A philosophy major, he is exactly wrong for this job.

To further confound Anne’s sensibilities, Jason works off-kilter hours, which he can do because, after all, he just enters data. He comes in at 10:00, works through the noon hour and takes his lunch at 1:30. So in the early afternoon, when everyone else is working, he is sitting back, reading Descartes’ Discourse on Method or Aristotle’s Nicomachean Ethics. The other employees look at him and think he is goofing off. Then he leaves after everyone is gone, so no one knows what he is doing.

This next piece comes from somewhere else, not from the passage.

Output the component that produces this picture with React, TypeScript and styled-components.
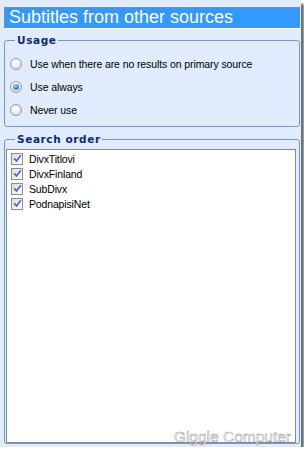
import React from "react";
import styled, { createGlobalStyle } from "styled-components";

const Global = createGlobalStyle`
  html, body { margin: 0; padding: 0; background: #ffffff; }
  body { font-family: "Liberation Sans", Arial, sans-serif; }
`;

const Window = styled.div`
  position: relative;
  box-sizing: border-box;
  width: 301px;
  height: 447px;
  padding: 7px 1px 3px 4px;
  background: #e0ebfb;
  box-shadow: 3px 4px 2px rgba(60, 60, 60, 0.75);
  display: flex;
  flex-direction: column;
`;

const TitleBar = styled.div`
  box-sizing: border-box;
  height: 22px;
  background: #3399ff;
  border-top: 1px solid #8c8c8c;
  border-left: 1px solid #8c8c8c;
  border-bottom: 1px solid #ffffff;
  color: #ffffff;
  font-family: "Liberation Sans", Arial, sans-serif;
  font-size: 18px;
  line-height: 19px;
  padding-left: 4px;
  white-space: nowrap;
`;

const Group = styled.fieldset<{ $gap: number; $fill?: boolean }>`
  box-sizing: border-box;
  margin: ${(p) => p.$gap}px 0 0 0;
  padding: 0;
  border: 1px solid #7096d4;
  border-radius: 3px;
  min-width: 0;
  ${(p) => (p.$fill ? "flex: 1; display: flex; flex-direction: column;" : "")}
`;

const Legend = styled.legend`
  margin-left: 10px;
  padding: 0 1px 0 2px;
  font-family: "DejaVu Sans", Verdana, sans-serif;
  font-weight: bold;
  font-size: 10.5px;
  line-height: 12px;
  letter-spacing: 0.6px;
  color: #0c2a78;
`;

const RadioList = styled.div`
  display: flex;
  flex-direction: column;
  padding: 6px 0 5px 5px;
`;

const RadioRow = styled.label`
  display: flex;
  align-items: center;
  height: 23px;
  gap: 8px;
  font-family: "Liberation Sans", Arial, sans-serif;
  font-size: 10.5px;
  letter-spacing: -0.1px;
  color: #000000;
`;

const RadioDot = styled.span<{ $on?: boolean }>`
  box-sizing: border-box;
  width: 12px;
  height: 12px;
  border-radius: 50%;
  border: 1px solid #9a9a9a;
  background: radial-gradient(circle at 40% 35%, #ffffff 0%, #f0f0f0 45%, #c9c9c9 100%);
  display: flex;
  align-items: center;
  justify-content: center;
  flex: none;
  &::after {
    content: "";
    display: ${(p) => (p.$on ? "block" : "none")};
    width: 6px;
    height: 6px;
    border-radius: 50%;
    background: radial-gradient(circle at 40% 35%, #a8e0ff 0%, #2a9be6 45%, #0b5fb0 100%);
  }
`;

const ListBox = styled.div`
  flex: 1;
  box-sizing: border-box;
  margin: 4px 3px 0 1px;
  background: #ffffff;
  border: 1px solid #8a8a8a;
  padding: 1px 0 0 4px;
  display: flex;
  flex-direction: column;
`;

const CheckRow = styled.label`
  display: flex;
  align-items: center;
  height: 15px;
  gap: 6px;
  font-family: "Liberation Sans", Arial, sans-serif;
  font-size: 10.5px;
  letter-spacing: -0.15px;
  color: #000000;
`;

const CheckBox = styled.span`
  box-sizing: border-box;
  width: 12px;
  height: 12px;
  border: 1px solid #8d8d8d;
  background: linear-gradient(135deg, #dcdcdc 0%, #f2f2f2 60%, #ffffff 100%);
  display: flex;
  align-items: center;
  justify-content: center;
  flex: none;
`;

const Watermark = styled.div`
  position: absolute;
  right: 10px;
  bottom: 1px;
  font-family: "Liberation Sans", Arial, sans-serif;
  font-size: 15.5px;
  line-height: 18px;
  color: #ffffff;
  -webkit-text-stroke: 0.45px #8f8f8f;
  white-space: nowrap;
`;

const Check = () => (
  <svg width="9" height="9" viewBox="0 0 9 9">
    <path d="M1.2 4.4 L3.5 6.9 L7.8 1.3" fill="none" stroke="#4165c8" strokeWidth="1.6" />
  </svg>
);

const radios = [
  { label: "Use when there are no results on primary source", on: false },
  { label: "Use always", on: true },
  { label: "Never use", on: false },
];

const sources = ["DivxTitlovi", "DivxFinland", "SubDivx", "PodnapisiNet"];

export default function App() {
  return (
    <>
      <Global />
      <Window>
        <TitleBar>Subtitles from other sources</TitleBar>
        <Group $gap={5}>
          <Legend>Usage</Legend>
          <RadioList>
            {radios.map((r) => (
              <RadioRow key={r.label}>
                <RadioDot $on={r.on} />
                {r.label}
              </RadioRow>
            ))}
          </RadioList>
        </Group>
        <Group $gap={6} $fill>
          <Legend>Search order</Legend>
          <ListBox>
            {sources.map((s) => (
              <CheckRow key={s}>
                <CheckBox>
                  <Check />
                </CheckBox>
                {s}
              </CheckRow>
            ))}
          </ListBox>
        </Group>
        <Watermark>Giggle Computer</Watermark>
      </Window>
    </>
  );
}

Also vexing for Anne, who would have made a good puritan, is that Jason is cute and all the young ladies in her group find reasons to drop in on him and chat. Jason is nothing if not polite and he accommodates them with charm and cordiality.

Sounds like a fine lad, I said. So what is the issue? Well, he answered, his outsized ears turning scarlet, Jason is clearly not a fit.

I sipped my very bold coffee slowly. It was still hot. Does he get the job done? I asked. Yes. Does he make mistakes? No. Hmmph, I said, in my best Tom Selleck. Clearly not a fit.

Well, I suggested, if he is cordial and likes working later hours, why not transfer him to our Customer Care Center where he could be a service rep. Then everyone would be happy… except, I suppose, the girls in Accounting.

General Ledger’s eyes lit up. Of course! Why had he not thought of that?

I don’t know. Why? But then, like the man said, as long as the answer is right, who cares if the question is wrong?